An assortment of GOP heavyweights Tuesday sought to influence Dole toward a dramatic tax reduction, as he nears the key, final decisions on his long-awaited economic program. They argued that taxes have hobbled the economy and leap out as a major, if unexploited, weakness of Clinton. They also blamed the White House for excessive burdens of red tape that reputedly have weighed down the economy.

"This is not just a numbers game," declared House Speaker Newt Gingrich (R-Ga.), at a Capitol Hill conference, which at times resembled a pep rally for the virtues of economic growth. "When the economy grows faster there are more jobs. When the economy grows faster there is more income."

The U.S. economy has grown steadily if modestly throughout Clinton's term in office, with inflation contained around 3% and unemployment falling to unusually low levels. About 10 million new jobs have been added, far exceeding the 8 million Clinton pledged as a candidate.

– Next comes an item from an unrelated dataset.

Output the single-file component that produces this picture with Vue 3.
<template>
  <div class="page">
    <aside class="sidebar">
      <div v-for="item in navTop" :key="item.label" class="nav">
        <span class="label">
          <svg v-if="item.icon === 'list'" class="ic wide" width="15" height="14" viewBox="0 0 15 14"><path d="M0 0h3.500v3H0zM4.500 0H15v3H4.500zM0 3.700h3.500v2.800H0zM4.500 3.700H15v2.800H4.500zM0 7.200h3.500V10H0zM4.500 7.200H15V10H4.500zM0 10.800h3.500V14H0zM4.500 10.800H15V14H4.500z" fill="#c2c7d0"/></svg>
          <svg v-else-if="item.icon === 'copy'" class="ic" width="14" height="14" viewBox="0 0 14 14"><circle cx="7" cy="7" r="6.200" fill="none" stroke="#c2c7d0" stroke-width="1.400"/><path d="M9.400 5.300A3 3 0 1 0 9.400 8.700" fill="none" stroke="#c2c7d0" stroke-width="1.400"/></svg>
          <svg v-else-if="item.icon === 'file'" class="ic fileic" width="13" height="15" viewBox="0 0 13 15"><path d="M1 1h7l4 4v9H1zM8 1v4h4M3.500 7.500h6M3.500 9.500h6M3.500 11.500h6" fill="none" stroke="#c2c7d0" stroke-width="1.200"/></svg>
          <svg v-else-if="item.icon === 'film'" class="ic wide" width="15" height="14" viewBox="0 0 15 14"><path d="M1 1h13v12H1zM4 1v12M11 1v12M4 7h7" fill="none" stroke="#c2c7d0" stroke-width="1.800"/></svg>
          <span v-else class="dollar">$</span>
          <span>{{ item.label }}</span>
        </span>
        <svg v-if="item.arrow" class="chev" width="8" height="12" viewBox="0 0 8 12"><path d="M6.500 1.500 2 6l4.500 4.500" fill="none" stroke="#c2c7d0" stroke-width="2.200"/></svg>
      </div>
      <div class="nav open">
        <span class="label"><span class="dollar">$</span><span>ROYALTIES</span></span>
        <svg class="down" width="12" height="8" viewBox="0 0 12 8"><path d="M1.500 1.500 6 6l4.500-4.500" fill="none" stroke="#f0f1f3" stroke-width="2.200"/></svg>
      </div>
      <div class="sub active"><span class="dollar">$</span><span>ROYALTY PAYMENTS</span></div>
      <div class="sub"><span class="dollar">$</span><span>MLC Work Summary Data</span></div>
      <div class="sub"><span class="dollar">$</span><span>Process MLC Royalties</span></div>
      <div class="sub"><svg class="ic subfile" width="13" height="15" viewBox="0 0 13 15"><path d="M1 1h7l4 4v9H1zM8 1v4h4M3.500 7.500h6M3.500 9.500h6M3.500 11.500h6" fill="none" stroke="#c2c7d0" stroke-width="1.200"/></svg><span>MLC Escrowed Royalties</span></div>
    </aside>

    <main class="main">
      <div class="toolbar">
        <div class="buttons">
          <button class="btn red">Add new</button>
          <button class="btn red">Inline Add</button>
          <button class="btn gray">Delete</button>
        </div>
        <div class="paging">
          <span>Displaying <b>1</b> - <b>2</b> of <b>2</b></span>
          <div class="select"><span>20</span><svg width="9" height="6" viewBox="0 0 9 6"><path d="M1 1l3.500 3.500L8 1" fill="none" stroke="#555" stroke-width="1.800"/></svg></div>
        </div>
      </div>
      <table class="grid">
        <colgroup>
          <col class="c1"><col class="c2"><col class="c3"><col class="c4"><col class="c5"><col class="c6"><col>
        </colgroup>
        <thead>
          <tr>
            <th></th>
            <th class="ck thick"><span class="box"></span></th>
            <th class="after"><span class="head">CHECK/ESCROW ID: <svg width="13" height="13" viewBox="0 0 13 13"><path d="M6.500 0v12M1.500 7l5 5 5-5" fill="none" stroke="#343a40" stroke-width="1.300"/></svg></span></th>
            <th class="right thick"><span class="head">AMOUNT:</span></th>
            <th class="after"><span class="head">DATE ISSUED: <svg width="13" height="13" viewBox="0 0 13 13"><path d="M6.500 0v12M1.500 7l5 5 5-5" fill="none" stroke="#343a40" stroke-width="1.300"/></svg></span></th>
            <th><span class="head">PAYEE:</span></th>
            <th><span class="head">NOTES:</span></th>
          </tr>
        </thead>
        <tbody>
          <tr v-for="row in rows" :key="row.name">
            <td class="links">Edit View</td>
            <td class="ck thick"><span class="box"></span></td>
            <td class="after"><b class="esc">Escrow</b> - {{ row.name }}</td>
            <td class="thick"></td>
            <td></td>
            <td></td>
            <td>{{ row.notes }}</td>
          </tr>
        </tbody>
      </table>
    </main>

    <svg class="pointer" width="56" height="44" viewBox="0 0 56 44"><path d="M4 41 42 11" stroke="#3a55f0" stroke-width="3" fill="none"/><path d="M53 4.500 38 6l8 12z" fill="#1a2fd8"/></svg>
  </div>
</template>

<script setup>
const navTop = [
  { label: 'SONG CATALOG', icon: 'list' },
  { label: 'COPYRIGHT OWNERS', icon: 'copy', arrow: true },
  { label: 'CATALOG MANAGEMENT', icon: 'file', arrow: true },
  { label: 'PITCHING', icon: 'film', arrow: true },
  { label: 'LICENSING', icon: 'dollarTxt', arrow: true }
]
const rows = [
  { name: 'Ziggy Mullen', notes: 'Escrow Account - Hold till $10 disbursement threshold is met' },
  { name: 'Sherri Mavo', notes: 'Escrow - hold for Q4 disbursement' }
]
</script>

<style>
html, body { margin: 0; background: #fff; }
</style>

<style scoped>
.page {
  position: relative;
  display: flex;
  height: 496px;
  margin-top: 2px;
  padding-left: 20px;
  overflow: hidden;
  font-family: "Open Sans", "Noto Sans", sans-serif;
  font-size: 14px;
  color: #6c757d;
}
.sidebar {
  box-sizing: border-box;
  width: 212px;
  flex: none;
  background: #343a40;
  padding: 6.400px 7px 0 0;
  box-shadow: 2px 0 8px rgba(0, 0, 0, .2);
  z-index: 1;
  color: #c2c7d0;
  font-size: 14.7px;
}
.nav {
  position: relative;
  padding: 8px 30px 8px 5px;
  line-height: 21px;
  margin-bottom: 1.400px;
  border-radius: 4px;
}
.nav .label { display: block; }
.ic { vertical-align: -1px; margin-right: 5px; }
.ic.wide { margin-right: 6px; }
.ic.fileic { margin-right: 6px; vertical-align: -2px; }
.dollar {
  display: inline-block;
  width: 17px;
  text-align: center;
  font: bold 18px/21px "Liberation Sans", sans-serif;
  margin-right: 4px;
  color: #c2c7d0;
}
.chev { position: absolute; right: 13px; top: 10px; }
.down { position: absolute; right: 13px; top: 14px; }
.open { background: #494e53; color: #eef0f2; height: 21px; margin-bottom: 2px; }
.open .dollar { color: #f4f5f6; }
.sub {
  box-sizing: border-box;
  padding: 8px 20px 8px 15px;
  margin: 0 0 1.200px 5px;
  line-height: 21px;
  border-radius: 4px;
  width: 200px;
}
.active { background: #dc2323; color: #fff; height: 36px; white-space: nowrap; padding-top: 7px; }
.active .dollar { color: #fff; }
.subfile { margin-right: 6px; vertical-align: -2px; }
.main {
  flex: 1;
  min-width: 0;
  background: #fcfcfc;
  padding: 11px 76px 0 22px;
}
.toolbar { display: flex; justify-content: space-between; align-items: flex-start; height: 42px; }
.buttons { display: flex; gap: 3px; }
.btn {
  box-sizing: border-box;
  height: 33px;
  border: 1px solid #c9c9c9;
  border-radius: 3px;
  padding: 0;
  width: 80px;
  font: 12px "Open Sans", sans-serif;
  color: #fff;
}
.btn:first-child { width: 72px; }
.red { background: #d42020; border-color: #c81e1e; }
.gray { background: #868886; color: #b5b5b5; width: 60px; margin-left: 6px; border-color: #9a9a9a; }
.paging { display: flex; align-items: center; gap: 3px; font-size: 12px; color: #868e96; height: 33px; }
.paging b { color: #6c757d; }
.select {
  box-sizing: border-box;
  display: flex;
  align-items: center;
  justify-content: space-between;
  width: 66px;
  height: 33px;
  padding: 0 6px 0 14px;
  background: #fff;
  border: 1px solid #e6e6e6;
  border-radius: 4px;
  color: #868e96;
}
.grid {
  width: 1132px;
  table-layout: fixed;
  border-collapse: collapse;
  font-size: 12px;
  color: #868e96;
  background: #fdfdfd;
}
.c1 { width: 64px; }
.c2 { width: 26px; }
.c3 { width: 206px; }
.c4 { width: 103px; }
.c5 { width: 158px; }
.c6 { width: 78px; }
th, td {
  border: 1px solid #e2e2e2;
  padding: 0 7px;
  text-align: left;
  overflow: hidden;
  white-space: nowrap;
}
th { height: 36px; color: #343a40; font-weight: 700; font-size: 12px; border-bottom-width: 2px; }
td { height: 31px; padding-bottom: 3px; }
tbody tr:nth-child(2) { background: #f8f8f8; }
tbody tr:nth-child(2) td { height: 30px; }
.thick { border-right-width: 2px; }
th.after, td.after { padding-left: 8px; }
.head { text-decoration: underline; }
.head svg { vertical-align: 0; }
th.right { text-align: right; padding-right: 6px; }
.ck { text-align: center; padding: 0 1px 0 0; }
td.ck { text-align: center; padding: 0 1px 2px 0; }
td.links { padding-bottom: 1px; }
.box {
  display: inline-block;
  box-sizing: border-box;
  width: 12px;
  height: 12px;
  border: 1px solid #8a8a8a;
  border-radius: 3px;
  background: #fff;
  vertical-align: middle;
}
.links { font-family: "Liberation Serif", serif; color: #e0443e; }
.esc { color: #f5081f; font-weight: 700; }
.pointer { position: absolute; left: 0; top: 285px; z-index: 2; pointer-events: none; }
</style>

Nonetheless, the expansion has not been accompanied by substantial gains in income for average workers, and many Americans have some anxiety about their own job security.

While many Republicans believe that Clinton is vulnerable on the issue of growth, they are deeply divided on the best policies to facilitate it. In particular, Dole is being beseeched by some Republicans to focus heavily on tax cuts as a way to spark more ebullient gains in the standard of living. Others, meanwhile, are calling on him to combat the budget deficit, his own long-held approach.

"I don't think any of my friends here would deny that a growth plan that is not credible is worse than not having one," declared Senate Budget Committee Chairman Pete V. Domenici (R-N.M.) one of those who places a much higher priority on cutting the deficit than on cutting taxes.

Despite such concerns, Republican sources said Tuesday that Dole had decided to place a major tax cut at the center of the economic plan he is expected to announce before the Republican National Convention in San Diego next month.

Out of deference to Dole, Republicans Tuesday refrained from insisting on any particular version of a tax cut, preferring to pound at the broader argument that lower taxes would contribute to brisker economic growth.